As for famous people, Thomas Jefferson has been mentioned as a neologist.
But he was also a creative speller and would sometimes use different spellings of a word in the same document.
Side thought- obviously made up words, but invented by whom?
Television for example- did Philo T Farnsworth invent the word, as well as the device?
This piqued my morbid interest, so I checked out this book. White performs due diligence researching the various sources for the sake of accurate body counts. But I was disappointed by what he left out: no mention at all of the Boers who died of neglect in British concentration camps; a brief note on the Hereros who were driven by the Germans to die in the Namibia but none at all of the camp on Shark Island; and he discounts the Potato Famine as an atrocity, ignoring the fact that fungus can’t read maps and all the potatoes in Northern Europe were blighted but only Ireland starved. Mr. White subscribes to the theory that governments can only commit sins of commission, not omission.
Richard Dawkins coined the word “meme”.
What I would dearly love to know is who was responsible for the first documented use of “irregardless” ?
I could make a shrewd guess, but apparently political jabs are not allowed…

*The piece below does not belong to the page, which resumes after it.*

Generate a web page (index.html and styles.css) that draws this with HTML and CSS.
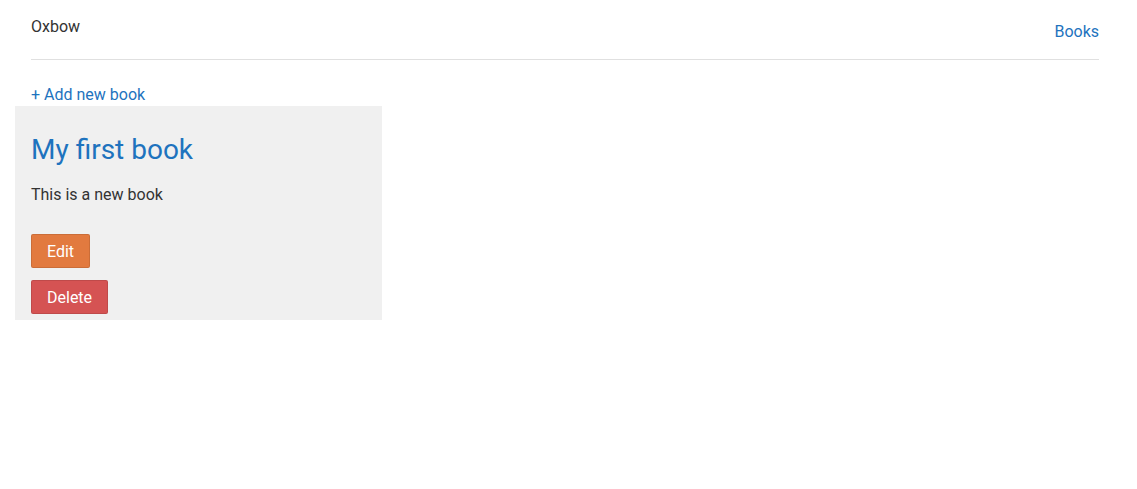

Chauvinist! (although Nicolas Chauvin may not have been a real person).
Does that mean Will Ferrell (or his writer, rather) gets credit for strategery?
The thing about “nuke you lar” is it’s not even a different word, just a perfectly cromulant regional/folksy pronunciation of an existing word, thus out of scope of this thread altogether even if it wasn’t just a political jab.
Who was the famous person that coined that word? I know that the word came from Mesmer’s name, but that’s not what this thread is about. If we were just talking about words that came from people’s names we’d be listing quisling, volt, amp, Curium, Einsteinium, ohm, Kelvin, Fahrenheit, Celsius, Coulomb, Farad, Henry, decibel, Pascal, Joule, Watt, Lawrencium, Bohrium, Fermium, Mendelevium, and a zillion different species names.
(Sure, KarlGauss, I’ll play – and include gauss as one of the words – but we should do that in a different thread so we’re not hijacking this one)
I’d say the scientist examples don’t count; they’re not coining words, they’re naming things.
That was so funny I almost choked on my pretzel.
Well, yes, but they’re naming things with new words. But that doesn’t always happen for scientific things. For instance, the list of words by Ben Franklin that someone posted above were not new – they were existing words that Franklin added new meanings to.
Just came across one yesterday doing the 5/26/13 Sunday Washington Post Crossword.
(Spoiler boxed in case you are planning on doing that puzzle.)
Tintinnabulation: Coined by Edgar Allan Poe for the sound of a ringing bell. Got to admit, though, that it is hardly common.
Does this count (for the purposes of this discussion, I mean)?
From Wikipedia:
Dancer Bill “Bojangles” Robinson is credited by some for coining “copacetic”, but it looks like the jury is still out on that one. I could’ve sworn I read decades ago that the word was coined by the early-20th-century boxer Jack Johnson but no amount of googling could turn up any cites.
I’d say the jury is back and the verdict is Robinson was spinning a yarn.
It would be an extraordinary shoeshine boy indeed that managed to get his neologism in print and used by a respected biographer of Lincoln the very same year that he’d come up with it.